BBC needs a radical overhaul to restore public trust, says Patten
Newsnight item was cleared at ‘every damned level’ and yet still made a horrendous error, says chairman
THE BBC management needs a thorough and radical "structural overhaul" to ensure that the Newsnight fiasco which caused Lord McAlpine to be wrongly identified as a sex abuser is not repeated, the chairman of the BBC Trust, Lord (Chris) Patten, said this morning.
"We now know that the Newsnight programme went up through every damned layer of bureaucracy and still emerged," he said of the item broadcast on Friday 2 November in which Steve Messham, a one-time resident of a north Wales care home, claimed he had been abused as a boy by a senior Tory figure from the Thatcher era. Newsnight did not broadcast Lord McAlpine's name, but a rash of speculation on Twitter quickly led to the former Tory party treasurer being wrongly identified as the perpetrator.
Patten was appearing on The Andrew Marr Show the morning after Director General George Entwistle announced his resignation over the Newsnight error for which, as the BBC's editor-in-chief, he felt bound to take responsibility.
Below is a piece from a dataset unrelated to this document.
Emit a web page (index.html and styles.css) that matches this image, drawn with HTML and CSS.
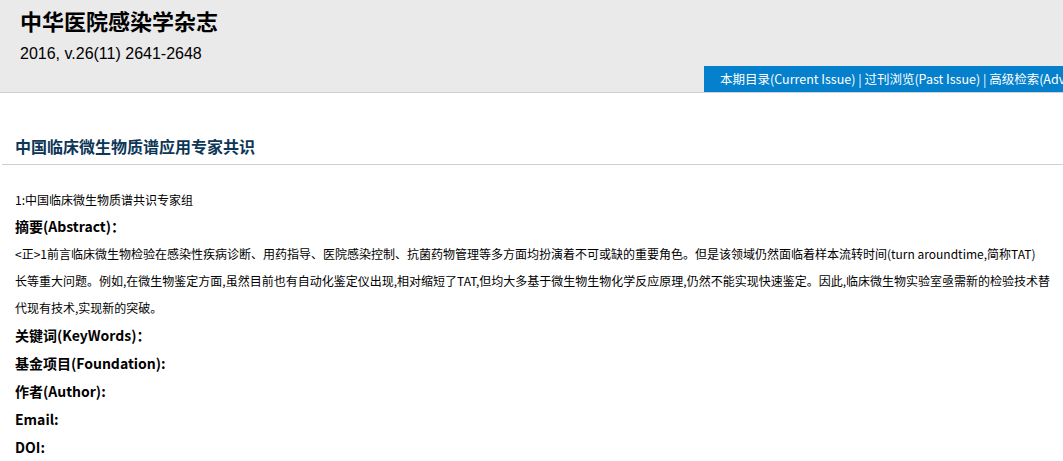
FILE: index.html
```html
<!DOCTYPE html>
<html lang="zh-CN">
<head>
    <meta charset="UTF-8">
    <meta name="viewport" content="width=device-width, initial-scale=1.0">
    <title>中国临床微生物质谱应用专家共识 | 中华医院感染学杂志</title>
    <link rel="stylesheet" href="styles.css">
</head>
<body>
    <header class="journal-header">
        <h1 class="journal-name">中华医院感染学杂志</h1>
        <p class="journal-issue">2016, v.26(11) 2641-2648</p>
        <nav class="journal-nav">
            <a href="#">本期目录(Current Issue)</a> | <a href="#">过刊浏览(Past Issue)</a> | <a href="#">高级检索(Adva</a>
        </nav>
    </header>

    <div class="article">
        <h2 class="article-title">中国临床微生物质谱应用专家共识</h2>

        <div class="article-body">
            <p class="authors">1:中国临床微生物质谱共识专家组</p>
            <p class="label">摘要(Abstract)：</p>
            <p class="abstract">&lt;正&gt;1前言临床微生物检验在感染性疾病诊断、用药指导、医院感染控制、抗菌药物管理等多方面均扮演着不可或缺的重要角色。但是该领域仍然面临着样本流转时间(turn aroundtime,简称TAT)<br>长等重大问题。例如,在微生物鉴定方面,虽然目前也有自动化鉴定仪出现,相对缩短了TAT,但均大多基于微生物生物化学反应原理,仍然不能实现快速鉴定。因此,临床微生物实验室亟需新的检验技术替代现有技术,实现新的突破。</p>
            <p class="label">关键词(KeyWords)：</p>
            <p class="label">基金项目(Foundation):</p>
            <p class="label">作者(Author):</p>
            <p class="label">Email:</p>
            <p class="label">DOI:</p>
        </div>
    </div>
</body>
</html>
```

FILE: styles.css
```css
:root {
    --header-bg: #eaeaea;
    --nav-blue: #0480cc;
    --title-color: #0d3657;
    --text-color: #000000;
    --line-color: #d0d0d0;
}

body {
    font-family: "Noto Sans CJK SC", "Noto Sans", sans-serif;
    margin: 0;
    padding: 0;
    color: var(--text-color);
    background-color: #fff;
    overflow: hidden;
}

.journal-header {
    background-color: var(--header-bg);
    height: 92px;
    border-bottom: 1px solid #cfcfcf;
    display: flex;
    flex-direction: column;
    overflow: hidden;
}

.journal-name {
    font-size: 22px;
    font-weight: bold;
    margin: 0;
    padding: 4px 0 0 20px;
    line-height: 32px;
}

.journal-issue {
    font-family: "Liberation Sans", Arial, sans-serif;
    font-size: 16px;
    margin: 0;
    padding: 8px 0 0 20px;
    line-height: 20px;
}

.journal-nav {
    margin-top: auto;
    align-self: flex-end;
    width: 343px;
    height: 26px;
    line-height: 26px;
    padding-left: 16px;
    background-color: var(--nav-blue);
    color: #fff;
    font-size: 12.5px;
    white-space: nowrap;
    overflow: hidden;
}

.journal-nav a {
    color: #fff;
    text-decoration: none;
}

.article {
    padding-top: 40px;
}

.article-title {
    font-size: 16px;
    font-weight: bold;
    color: var(--title-color);
    margin: 0 0 0 2px;
    padding: 0 0 5px 13px;
    line-height: 26px;
    border-bottom: 1px solid var(--line-color);
}

.article-body {
    padding: 23px 10px 0 15px;
}

.article-body p {
    margin: 0;
}

.authors {
    font-size: 12px;
    line-height: 24px;
}

.label {
    font-size: 14px;
    font-weight: bold;
    line-height: 28px;
}

.abstract {
    font-size: 12px;
    line-height: 27px;
}
```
Asked by Andrew Marr whether Entwistle had jumped or been pushed, Patten insisted Entwistle had offered his resignation without being asked to do so.
Questioned about calls in the Sunday papers for his own head, Patten dismissed these as coming predictably from "the Murdoch press".
Patten expressed shock at the fact, now widely disseminated, that the Newsnight team had not even shown a photograph of Lord McAlpine to Messham to check if he was accusing the right man.
But asked by Marr whether Newsnight itself was now "toast", he responded: "It is a rather quick judgment to come to".
Asked again about Newsnight's future, given the need to restore public trust in BBC journalism, Patten talked about the late-night current affairs "slot" being important, raising the possibility that the Newsnight brand could be dropped for a newly named and managed nightly programme.
Patten picked up on a point made by Max Hastings who said the remit of the BBC Director General was too great for one man. As Editor of The Daily Telegraph, Hastings had overseen 300 journalists and found that taxing enough. The BBC has a staff of at least 20,000 and many regular contributors besides.
Patten said: "We need to make sure the next Director General has a team around him to make the job do-able."
Asked how long it would take to appoint a new DG, Patten said: "I think it has got to be a few weeks rather than a lot of months".